PROBLEM REQUIREMENTS:
Repeat the lines exactly from the line that contains "Emit a component" through the line that contains "string; rows: Row[]"; leave images out and add nothing.
━━━━━ EXTRACTED RECORDS ━━━━━
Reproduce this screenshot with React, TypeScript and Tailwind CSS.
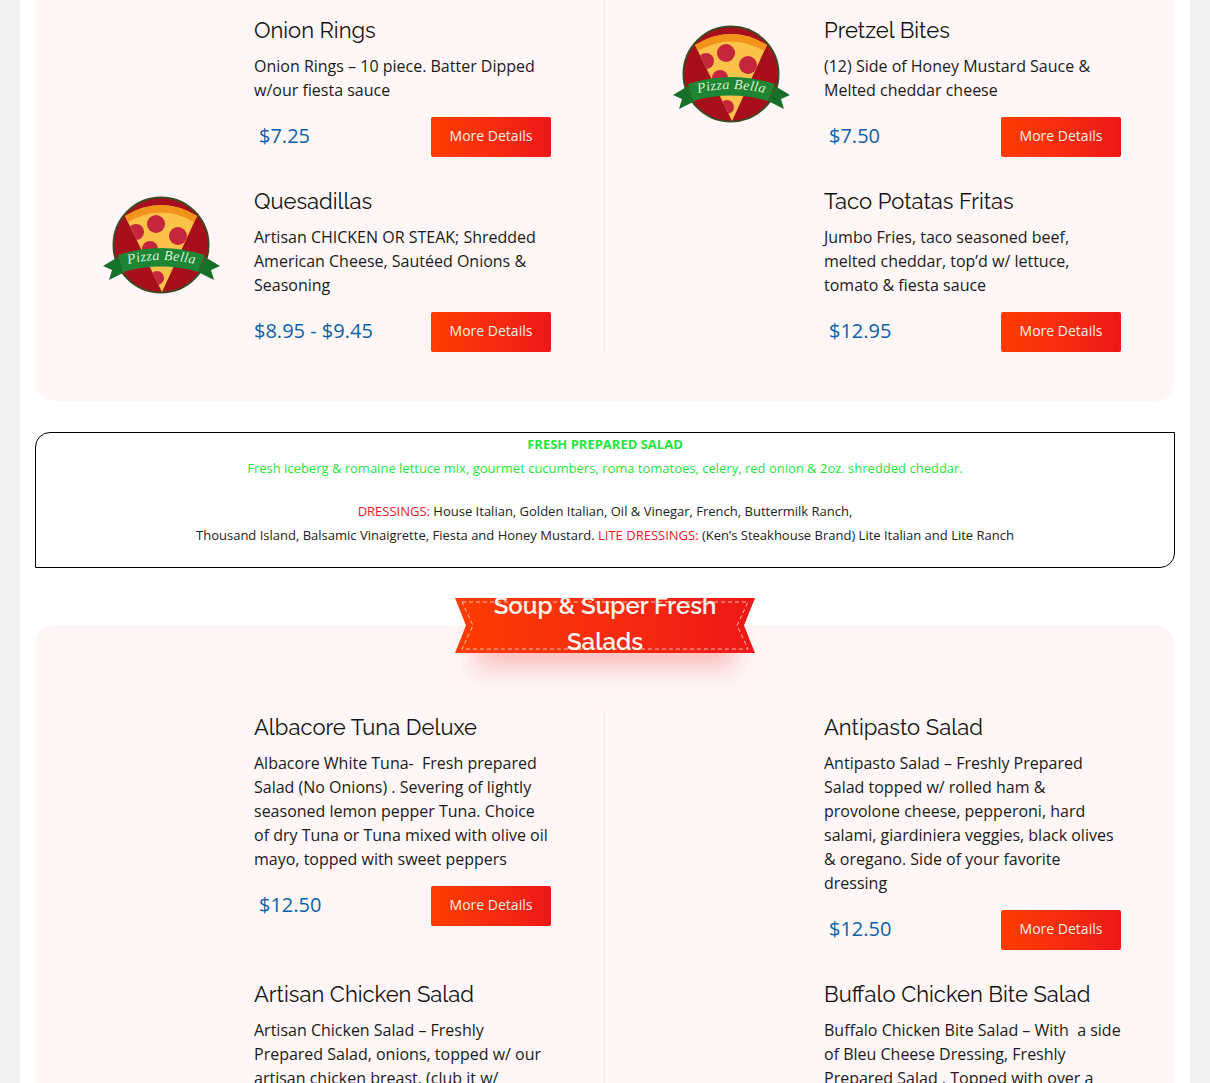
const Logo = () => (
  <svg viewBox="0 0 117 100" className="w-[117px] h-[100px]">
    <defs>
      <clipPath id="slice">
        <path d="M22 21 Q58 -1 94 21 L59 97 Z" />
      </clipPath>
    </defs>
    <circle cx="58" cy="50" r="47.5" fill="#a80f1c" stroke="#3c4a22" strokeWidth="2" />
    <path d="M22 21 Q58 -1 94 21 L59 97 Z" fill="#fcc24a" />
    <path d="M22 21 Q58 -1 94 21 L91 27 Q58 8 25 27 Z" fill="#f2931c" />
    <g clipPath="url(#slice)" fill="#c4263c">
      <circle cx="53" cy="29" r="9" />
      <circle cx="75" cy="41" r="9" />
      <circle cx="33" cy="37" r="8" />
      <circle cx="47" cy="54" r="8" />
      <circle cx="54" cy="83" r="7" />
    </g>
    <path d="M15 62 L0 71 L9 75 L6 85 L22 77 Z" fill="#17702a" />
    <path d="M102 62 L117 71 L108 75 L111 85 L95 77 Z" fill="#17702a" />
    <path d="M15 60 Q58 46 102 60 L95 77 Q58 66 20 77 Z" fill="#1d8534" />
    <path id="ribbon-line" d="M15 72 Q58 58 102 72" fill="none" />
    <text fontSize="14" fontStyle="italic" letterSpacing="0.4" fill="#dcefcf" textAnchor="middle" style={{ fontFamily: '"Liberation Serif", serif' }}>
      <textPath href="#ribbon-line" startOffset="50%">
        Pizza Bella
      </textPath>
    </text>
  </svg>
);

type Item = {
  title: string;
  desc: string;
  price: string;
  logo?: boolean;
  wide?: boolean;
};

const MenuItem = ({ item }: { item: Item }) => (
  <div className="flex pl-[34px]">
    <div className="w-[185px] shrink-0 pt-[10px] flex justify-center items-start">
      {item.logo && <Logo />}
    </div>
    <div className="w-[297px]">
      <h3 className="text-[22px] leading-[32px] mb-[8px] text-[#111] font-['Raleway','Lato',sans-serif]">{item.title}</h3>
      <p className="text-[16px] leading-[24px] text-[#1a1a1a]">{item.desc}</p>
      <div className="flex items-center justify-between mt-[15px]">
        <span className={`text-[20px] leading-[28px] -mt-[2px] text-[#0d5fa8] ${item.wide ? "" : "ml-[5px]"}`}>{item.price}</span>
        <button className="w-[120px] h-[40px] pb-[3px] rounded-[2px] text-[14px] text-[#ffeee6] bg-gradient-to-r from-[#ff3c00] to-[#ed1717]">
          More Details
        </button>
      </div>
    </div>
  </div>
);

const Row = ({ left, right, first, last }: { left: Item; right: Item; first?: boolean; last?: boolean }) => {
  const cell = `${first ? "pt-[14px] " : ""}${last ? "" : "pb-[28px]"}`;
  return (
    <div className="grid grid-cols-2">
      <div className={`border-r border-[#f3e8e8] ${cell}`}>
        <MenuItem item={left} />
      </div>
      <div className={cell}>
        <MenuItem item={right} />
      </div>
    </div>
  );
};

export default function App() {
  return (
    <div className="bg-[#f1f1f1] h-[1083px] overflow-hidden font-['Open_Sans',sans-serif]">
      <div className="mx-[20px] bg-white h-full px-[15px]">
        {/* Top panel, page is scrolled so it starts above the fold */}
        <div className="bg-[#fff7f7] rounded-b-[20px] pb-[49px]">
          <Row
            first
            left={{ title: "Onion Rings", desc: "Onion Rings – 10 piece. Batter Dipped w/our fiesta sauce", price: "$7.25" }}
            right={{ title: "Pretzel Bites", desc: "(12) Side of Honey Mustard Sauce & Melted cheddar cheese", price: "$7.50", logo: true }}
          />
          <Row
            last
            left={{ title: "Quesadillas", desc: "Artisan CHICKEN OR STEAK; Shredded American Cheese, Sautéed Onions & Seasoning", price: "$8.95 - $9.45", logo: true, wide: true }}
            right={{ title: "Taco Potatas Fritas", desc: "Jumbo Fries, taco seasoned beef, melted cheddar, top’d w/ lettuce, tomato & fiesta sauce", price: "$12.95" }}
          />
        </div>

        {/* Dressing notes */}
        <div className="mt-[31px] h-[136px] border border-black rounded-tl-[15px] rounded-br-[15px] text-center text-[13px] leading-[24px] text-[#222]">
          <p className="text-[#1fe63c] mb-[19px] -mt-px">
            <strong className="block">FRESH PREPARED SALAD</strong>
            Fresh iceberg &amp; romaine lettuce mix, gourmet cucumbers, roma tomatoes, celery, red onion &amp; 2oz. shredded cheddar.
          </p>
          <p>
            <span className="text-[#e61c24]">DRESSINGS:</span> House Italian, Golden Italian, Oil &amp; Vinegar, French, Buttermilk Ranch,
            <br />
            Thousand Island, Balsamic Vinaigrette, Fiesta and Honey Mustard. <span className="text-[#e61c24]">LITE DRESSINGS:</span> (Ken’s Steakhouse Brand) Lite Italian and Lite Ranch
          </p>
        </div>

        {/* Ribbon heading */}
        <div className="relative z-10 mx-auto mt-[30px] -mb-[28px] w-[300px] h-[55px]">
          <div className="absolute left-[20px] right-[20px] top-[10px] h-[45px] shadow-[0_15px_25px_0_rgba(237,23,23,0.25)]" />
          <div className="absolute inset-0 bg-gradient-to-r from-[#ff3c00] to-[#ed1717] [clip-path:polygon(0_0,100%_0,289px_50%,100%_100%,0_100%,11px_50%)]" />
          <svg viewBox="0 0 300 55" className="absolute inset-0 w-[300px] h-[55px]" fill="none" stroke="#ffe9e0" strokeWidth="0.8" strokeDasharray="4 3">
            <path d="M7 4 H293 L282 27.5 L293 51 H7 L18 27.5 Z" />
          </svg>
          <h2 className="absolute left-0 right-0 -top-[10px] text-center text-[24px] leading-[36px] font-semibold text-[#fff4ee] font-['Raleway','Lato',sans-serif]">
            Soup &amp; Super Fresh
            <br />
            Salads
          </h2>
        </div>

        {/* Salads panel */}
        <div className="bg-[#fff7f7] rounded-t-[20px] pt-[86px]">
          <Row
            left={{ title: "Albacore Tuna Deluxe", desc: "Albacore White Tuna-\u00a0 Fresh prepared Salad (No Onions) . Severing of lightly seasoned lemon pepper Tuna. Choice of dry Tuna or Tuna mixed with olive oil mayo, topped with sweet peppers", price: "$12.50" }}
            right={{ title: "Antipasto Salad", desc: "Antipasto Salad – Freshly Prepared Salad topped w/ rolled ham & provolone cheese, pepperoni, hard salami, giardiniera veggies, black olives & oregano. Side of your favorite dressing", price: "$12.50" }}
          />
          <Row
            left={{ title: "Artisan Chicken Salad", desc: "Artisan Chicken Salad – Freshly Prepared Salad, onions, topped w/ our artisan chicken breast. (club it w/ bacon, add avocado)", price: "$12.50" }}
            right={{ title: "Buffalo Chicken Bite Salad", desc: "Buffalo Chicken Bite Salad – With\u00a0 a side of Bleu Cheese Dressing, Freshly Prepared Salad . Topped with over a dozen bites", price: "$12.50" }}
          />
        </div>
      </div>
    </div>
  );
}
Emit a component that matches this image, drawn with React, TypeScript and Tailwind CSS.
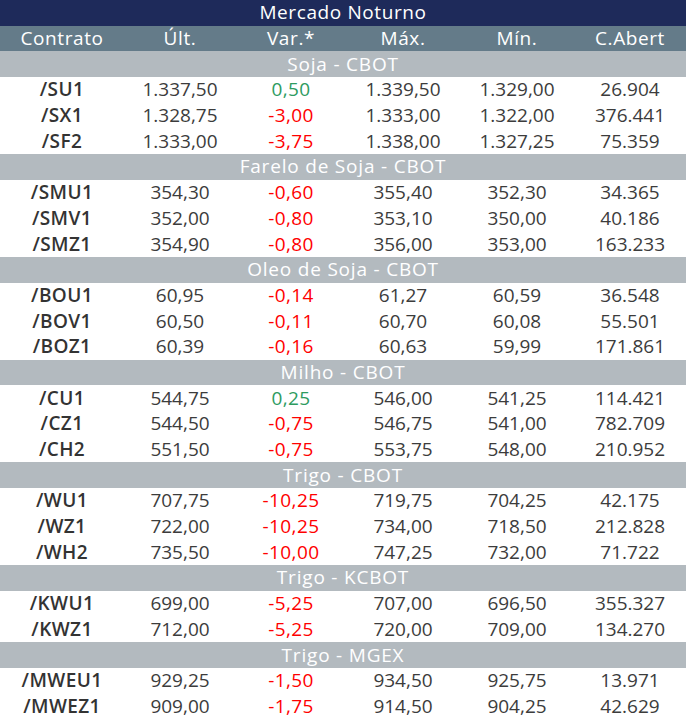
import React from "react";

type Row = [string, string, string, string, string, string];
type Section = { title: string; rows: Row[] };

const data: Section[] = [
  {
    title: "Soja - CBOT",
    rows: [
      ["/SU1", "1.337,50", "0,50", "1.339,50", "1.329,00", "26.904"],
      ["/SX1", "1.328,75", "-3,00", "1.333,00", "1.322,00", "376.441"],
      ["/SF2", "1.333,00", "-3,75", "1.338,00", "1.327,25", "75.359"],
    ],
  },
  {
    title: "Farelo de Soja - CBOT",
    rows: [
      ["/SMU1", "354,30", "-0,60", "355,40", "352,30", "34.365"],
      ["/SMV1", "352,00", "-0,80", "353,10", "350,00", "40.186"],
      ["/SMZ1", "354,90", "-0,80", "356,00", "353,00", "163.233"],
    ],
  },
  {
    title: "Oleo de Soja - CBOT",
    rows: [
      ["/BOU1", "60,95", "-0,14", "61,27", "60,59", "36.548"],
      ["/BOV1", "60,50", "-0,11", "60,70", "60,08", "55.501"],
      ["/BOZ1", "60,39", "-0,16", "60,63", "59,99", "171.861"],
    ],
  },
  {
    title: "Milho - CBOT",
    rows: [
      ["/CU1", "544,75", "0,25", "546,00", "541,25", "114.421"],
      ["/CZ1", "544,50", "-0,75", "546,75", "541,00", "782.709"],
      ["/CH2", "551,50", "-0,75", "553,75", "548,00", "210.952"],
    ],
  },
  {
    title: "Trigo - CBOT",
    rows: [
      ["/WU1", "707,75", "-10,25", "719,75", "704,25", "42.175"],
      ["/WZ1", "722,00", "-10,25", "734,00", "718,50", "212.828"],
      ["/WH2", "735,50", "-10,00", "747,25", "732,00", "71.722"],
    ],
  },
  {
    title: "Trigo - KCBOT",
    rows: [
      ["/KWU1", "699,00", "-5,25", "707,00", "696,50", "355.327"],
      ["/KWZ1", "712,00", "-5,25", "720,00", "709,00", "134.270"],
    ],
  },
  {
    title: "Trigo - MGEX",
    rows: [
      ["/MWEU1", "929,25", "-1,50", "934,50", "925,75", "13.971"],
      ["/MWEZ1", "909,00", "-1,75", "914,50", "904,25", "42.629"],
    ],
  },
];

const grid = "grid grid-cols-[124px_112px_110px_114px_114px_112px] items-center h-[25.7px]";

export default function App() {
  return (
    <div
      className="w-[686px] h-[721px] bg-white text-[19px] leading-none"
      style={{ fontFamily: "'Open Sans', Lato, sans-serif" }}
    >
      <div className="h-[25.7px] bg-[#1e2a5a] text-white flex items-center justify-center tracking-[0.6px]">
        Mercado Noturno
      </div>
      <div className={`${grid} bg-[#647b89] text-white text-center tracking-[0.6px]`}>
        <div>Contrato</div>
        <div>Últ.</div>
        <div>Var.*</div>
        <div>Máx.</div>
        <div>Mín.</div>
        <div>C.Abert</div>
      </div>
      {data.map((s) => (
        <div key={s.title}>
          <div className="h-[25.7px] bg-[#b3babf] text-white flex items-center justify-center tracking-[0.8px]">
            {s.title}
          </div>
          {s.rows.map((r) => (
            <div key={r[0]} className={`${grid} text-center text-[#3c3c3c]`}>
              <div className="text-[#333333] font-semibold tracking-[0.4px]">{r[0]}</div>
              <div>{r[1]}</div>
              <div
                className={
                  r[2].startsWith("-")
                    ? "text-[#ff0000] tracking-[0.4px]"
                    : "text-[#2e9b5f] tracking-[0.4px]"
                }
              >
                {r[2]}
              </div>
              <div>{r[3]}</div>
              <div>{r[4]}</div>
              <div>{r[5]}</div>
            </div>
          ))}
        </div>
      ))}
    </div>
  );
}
━━━━━
RIGHT ANSWER:
Emit a component that matches this image, drawn with React, TypeScript and Tailwind CSS.
import React from "react";

type Row = [string, string, string, string, string, string];
type Section = { title: string; rows: Row[] };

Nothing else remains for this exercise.